● **EXERCISE PROMPT**:
Skip the pictures and extract all of the lines exactly as written.

========================================

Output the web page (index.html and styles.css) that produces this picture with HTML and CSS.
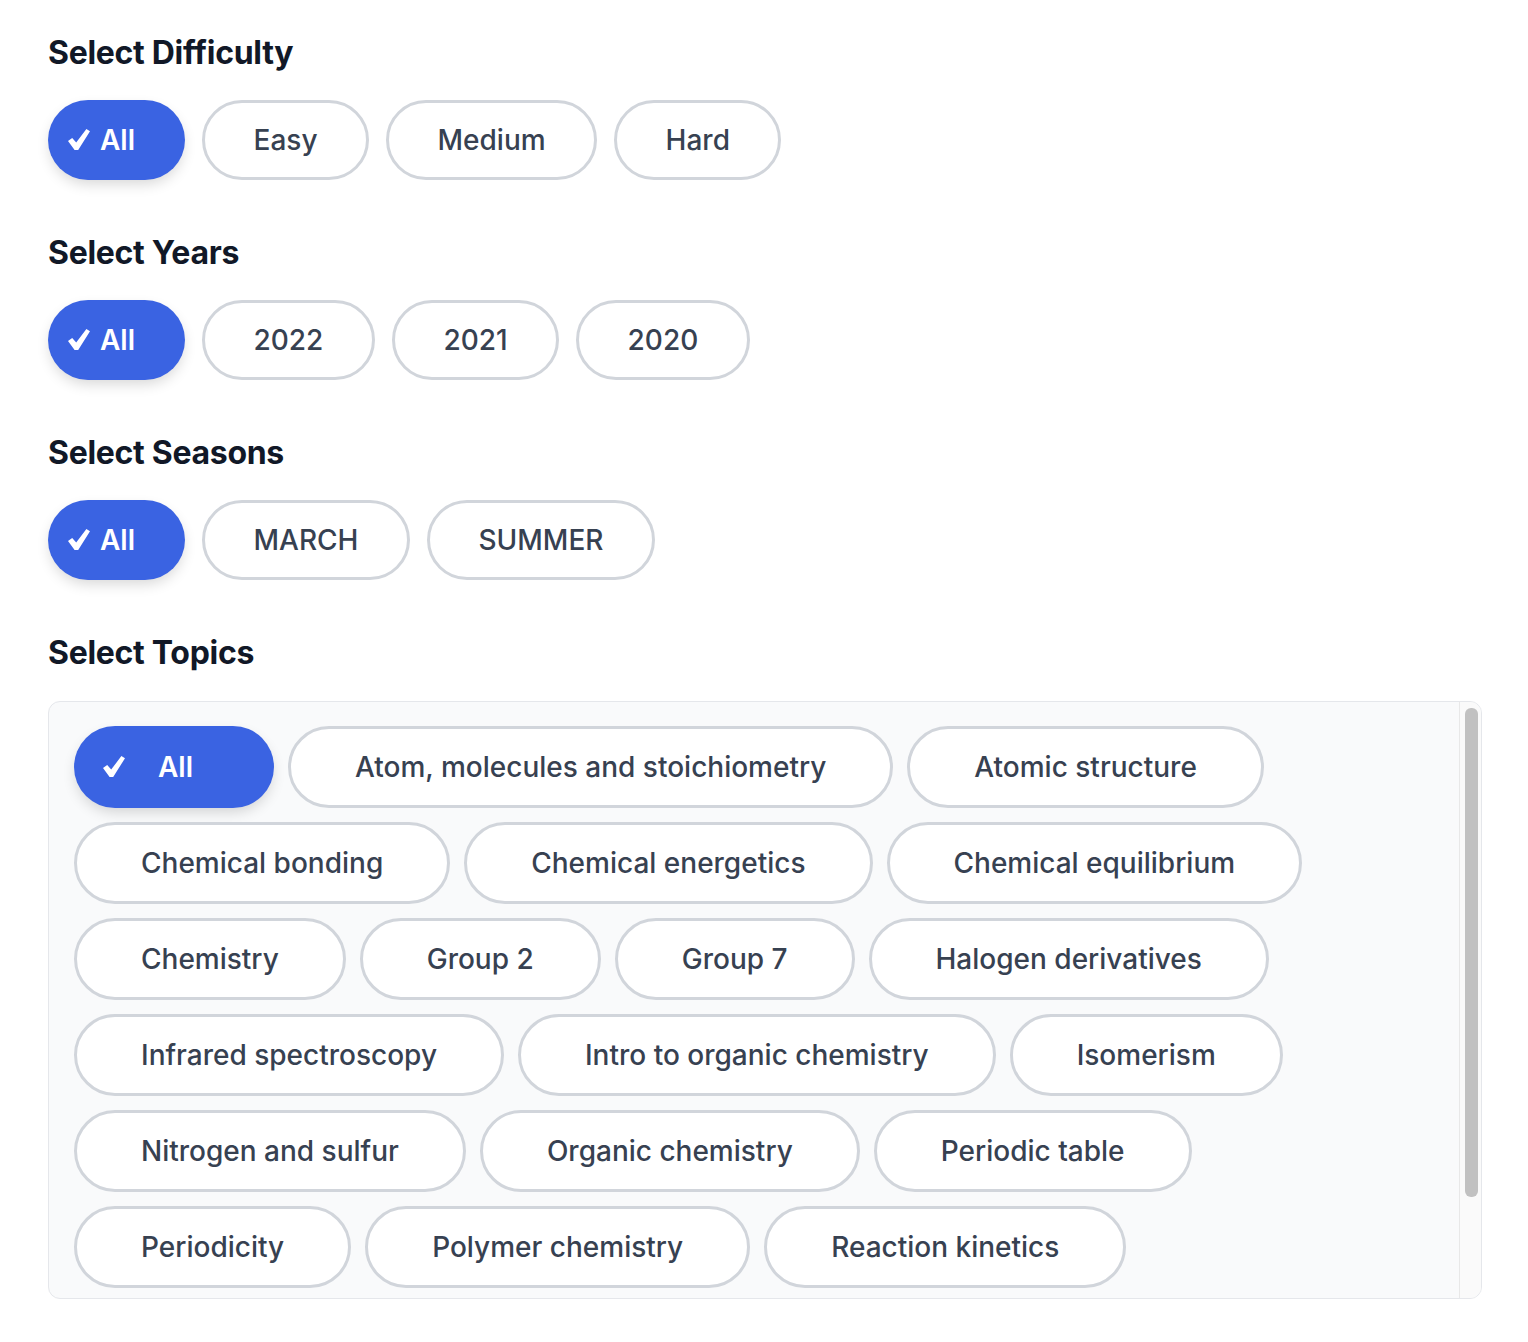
FILE: index.html
```html
<!DOCTYPE html>
<html lang="en">
<head>
<meta charset="utf-8">
<title>Filters</title>
<link rel="stylesheet" href="styles.css">
</head>
<body>
<div class="page">
  <section class="section">
    <h2 class="title">Select Difficulty</h2>
    <div class="options">
      <button class="chip chip-active"><svg class="check" viewBox="0 0 22 21" aria-hidden="true"><path d="M0 12 L4.2 9 L8.2 13.6 L18.4 0 L22 2.2 L10.2 21 L6.6 21 Z"/></svg>All</button>
      <button class="chip">Easy</button>
      <button class="chip">Medium</button>
      <button class="chip">Hard</button>
    </div>
  </section>
  <section class="section">
    <h2 class="title">Select Years</h2>
    <div class="options">
      <button class="chip chip-active"><svg class="check" viewBox="0 0 22 21" aria-hidden="true"><path d="M0 12 L4.2 9 L8.2 13.6 L18.4 0 L22 2.2 L10.2 21 L6.6 21 Z"/></svg>All</button>
      <button class="chip">2022</button>
      <button class="chip">2021</button>
      <button class="chip">2020</button>
    </div>
  </section>
  <section class="section">
    <h2 class="title">Select Seasons</h2>
    <div class="options">
      <button class="chip chip-active"><svg class="check" viewBox="0 0 22 21" aria-hidden="true"><path d="M0 12 L4.2 9 L8.2 13.6 L18.4 0 L22 2.2 L10.2 21 L6.6 21 Z"/></svg>All</button>
      <button class="chip">MARCH</button>
      <button class="chip">SUMMER</button>
    </div>
  </section>
  <section class="section topics-section">
    <h2 class="title">Select Topics</h2>
    <div class="topics-box">
      <div class="topics-scroll">
        <div class="topics">
          <button class="topic topic-active"><svg class="check topic-check" viewBox="0 0 22 21" aria-hidden="true"><path d="M0 12 L4.2 9 L8.2 13.6 L18.4 0 L22 2.2 L10.2 21 L6.6 21 Z"/></svg>All</button>
          <button class="topic">Atom, molecules and stoichiometry</button>
          <button class="topic">Atomic structure</button>
          <button class="topic">Chemical bonding</button>
          <button class="topic">Chemical energetics</button>
          <button class="topic">Chemical equilibrium</button>
          <button class="topic">Chemistry</button>
          <button class="topic">Group 2</button>
          <button class="topic">Group 7</button>
          <button class="topic">Halogen derivatives</button>
          <button class="topic">Infrared spectroscopy</button>
          <button class="topic">Intro to organic chemistry</button>
          <button class="topic">Isomerism</button>
          <button class="topic">Nitrogen and sulfur</button>
          <button class="topic">Organic chemistry</button>
          <button class="topic">Periodic table</button>
          <button class="topic">Periodicity</button>
          <button class="topic">Polymer chemistry</button>
          <button class="topic">Reaction kinetics</button>
        </div>
      </div>
      <div class="scrollbar">
        <div class="scrollbar-thumb"></div>
      </div>
    </div>
  </section>
</div>
</body>
</html>
```

FILE: styles.css
```css
* {
  box-sizing: border-box;
}

body {
  margin: 0;
  background: #ffffff;
  font-family: Inter, "Noto Sans", "Liberation Sans", sans-serif;
  color: #111827;
}

.page {
  padding: 33px 46px 0 48px;
}

.section {
  margin-bottom: 53px;
}

.title {
  margin: 0 0 27px 0;
  font-size: 32px;
  line-height: 40px;
  font-weight: 700;
  color: #111827;
  letter-spacing: -0.3px;
}

.options {
  display: flex;
  gap: 17px;
}

.chip {
  height: 80px;
  padding: 0 48.5px;
  border: 3px solid #d1d5db;
  border-radius: 40px;
  background: #ffffff;
  font-family: inherit;
  font-size: 28px;
  font-weight: 500;
  color: #374151;
  display: flex;
  align-items: center;
  cursor: pointer;
}

.chip-active {
  border: none;
  padding: 0 50px 0 20px;
  background: #3a63e2;
  color: #ffffff;
  font-weight: 600;
  box-shadow: 0 6px 14px -2px rgba(0, 0, 0, 0.16);
}

.check {
  display: block;
  flex: none;
  width: 22px;
  height: 21px;
  margin-right: 10px;
  margin-top: -1px;
  fill: #ffffff;
}

.topics-section .title {
  margin-bottom: 28px;
}

.topics-box {
  display: flex;
  height: 598px;
  border: 1px solid #e5e7eb;
  border-radius: 12px;
  background: #f9fafb;
  overflow: hidden;
}

.topics-scroll {
  flex: 1;
  overflow: hidden;
  padding: 24px 25px;
}

.scrollbar {
  width: 22px;
  flex: none;
  background: #fafafa;
  border-left: 1px solid #e8e8e8;
  padding: 6px 3px 0 5px;
}

.scrollbar-thumb {
  height: 489px;
  background: #c1c1c1;
  border-radius: 6px;
}

.topics {
  display: flex;
  flex-wrap: wrap;
  gap: 14px;
}

.topic {
  height: 82px;
  padding: 0 64px;
  border: 3px solid #d1d5db;
  border-radius: 41px;
  background: #ffffff;
  font-family: inherit;
  font-size: 28px;
  font-weight: 500;
  color: #374151;
  display: flex;
  align-items: center;
  cursor: pointer;
}

.topic-active {
  border: none;
  padding: 0 81px 0 29px;
  background: #3a63e2;
  color: #ffffff;
  font-weight: 600;
  box-shadow: 0 6px 14px -2px rgba(0, 0, 0, 0.16);
}

.topic-check {
  margin-right: 33px;
}
```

========================================

● **FULL ANSWER**:
Output the web page (index.html and styles.css) that produces this picture with HTML and CSS.
FILE: index.html
```html
<!DOCTYPE html>
<html lang="en">
<head>
<meta charset="utf-8">
<title>Filters</title>
<link rel="stylesheet" href="styles.css">
</head>
<body>
<div class="page">
  <section class="section">
    <h2 class="title">Select Difficulty</h2>
    <div class="options">
      <button class="chip chip-active"><svg class="check" viewBox="0 0 22 21" aria-hidden="true"><path d="M0 12 L4.2 9 L8.2 13.6 L18.4 0 L22 2.2 L10.2 21 L6.6 21 Z"/></svg>All</button>
      <button class="chip">Easy</button>
      <button class="chip">Medium</button>
      <button class="chip">Hard</button>
    </div>
  </section>
  <section class="section">
    <h2 class="title">Select Years</h2>
    <div class="options">
      <button class="chip chip-active"><svg class="check" viewBox="0 0 22 21" aria-hidden="true"><path d="M0 12 L4.2 9 L8.2 13.6 L18.4 0 L22 2.2 L10.2 21 L6.6 21 Z"/></svg>All</button>
      <button class="chip">2022</button>
      <button class="chip">2021</button>
      <button class="chip">2020</button>
    </div>
  </section>
  <section class="section">
    <h2 class="title">Select Seasons</h2>
    <div class="options">
      <button class="chip chip-active"><svg class="check" viewBox="0 0 22 21" aria-hidden="true"><path d="M0 12 L4.2 9 L8.2 13.6 L18.4 0 L22 2.2 L10.2 21 L6.6 21 Z"/></svg>All</button>
      <button class="chip">MARCH</button>
      <button class="chip">SUMMER</button>
    </div>
  </section>
  <section class="section topics-section">
    <h2 class="title">Select Topics</h2>
    <div class="topics-box">
      <div class="topics-scroll">
        <div class="topics">
          <button class="topic topic-active"><svg class="check topic-check" viewBox="0 0 22 21" aria-hidden="true"><path d="M0 12 L4.2 9 L8.2 13.6 L18.4 0 L22 2.2 L10.2 21 L6.6 21 Z"/></svg>All</button>
          <button class="topic">Atom, molecules and stoichiometry</button>
          <button class="topic">Atomic structure</button>
          <button class="topic">Chemical bonding</button>
          <button class="topic">Chemical energetics</button>
          <button class="topic">Chemical equilibrium</button>
          <button class="topic">Chemistry</button>
          <button class="topic">Group 2</button>
          <button class="topic">Group 7</button>
          <button class="topic">Halogen derivatives</button>
          <button class="topic">Infrared spectroscopy</button>
          <button class="topic">Intro to organic chemistry</button>
          <button class="topic">Isomerism</button>
          <button class="topic">Nitrogen and sulfur</button>
          <button class="topic">Organic chemistry</button>
          <button class="topic">Periodic table</button>
          <button class="topic">Periodicity</button>
          <button class="topic">Polymer chemistry</button>
          <button class="topic">Reaction kinetics</button>
        </div>
      </div>
      <div class="scrollbar">
        <div class="scrollbar-thumb"></div>
      </div>
    </div>
  </section>
</div>
</body>
</html>
```

FILE: styles.css
```css
* {
  box-sizing: border-box;
}

body {
  margin: 0;
  background: #ffffff;
  font-family: Inter, "Noto Sans", "Liberation Sans", sans-serif;
  color: #111827;
}

.page {
  padding: 33px 46px 0 48px;
}

.section {
  margin-bottom: 53px;
}

.title {
  margin: 0 0 27px 0;
  font-size: 32px;
  line-height: 40px;
  font-weight: 700;
  color: #111827;
  letter-spacing: -0.3px;
}

.options {
  display: flex;
  gap: 17px;
}

.chip {
  height: 80px;
  padding: 0 48.5px;
  border: 3px solid #d1d5db;
  border-radius: 40px;
  background: #ffffff;
  font-family: inherit;
  font-size: 28px;
  font-weight: 500;
  color: #374151;
  display: flex;
  align-items: center;
  cursor: pointer;
}

.chip-active {
  border: none;
  padding: 0 50px 0 20px;
  background: #3a63e2;
  color: #ffffff;
  font-weight: 600;
  box-shadow: 0 6px 14px -2px rgba(0, 0, 0, 0.16);
}

.check {
  display: block;
  flex: none;
  width: 22px;
  height: 21px;
  margin-right: 10px;
  margin-top: -1px;
  fill: #ffffff;
}

.topics-section .title {
  margin-bottom: 28px;
}

.topics-box {
  display: flex;
  height: 598px;
  border: 1px solid #e5e7eb;
  border-radius: 12px;
  background: #f9fafb;
  overflow: hidden;
}

.topics-scroll {
  flex: 1;
  overflow: hidden;
  padding: 24px 25px;
}

.scrollbar {
  width: 22px;
  flex: none;
  background: #fafafa;
  border-left: 1px solid #e8e8e8;
  padding: 6px 3px 0 5px;
}

.scrollbar-thumb {
  height: 489px;
  background: #c1c1c1;
  border-radius: 6px;
}

.topics {
  display: flex;
  flex-wrap: wrap;
  gap: 14px;
}

.topic {
  height: 82px;
  padding: 0 64px;
  border: 3px solid #d1d5db;
  border-radius: 41px;
  background: #ffffff;
  font-family: inherit;
  font-size: 28px;
  font-weight: 500;
  color: #374151;
  display: flex;
  align-items: center;
  cursor: pointer;
}

.topic-active {
  border: none;
  padding: 0 81px 0 29px;
  background: #3a63e2;
  color: #ffffff;
  font-weight: 600;
  box-shadow: 0 6px 14px -2px rgba(0, 0, 0, 0.16);
}

.topic-check {
  margin-right: 33px;
}
```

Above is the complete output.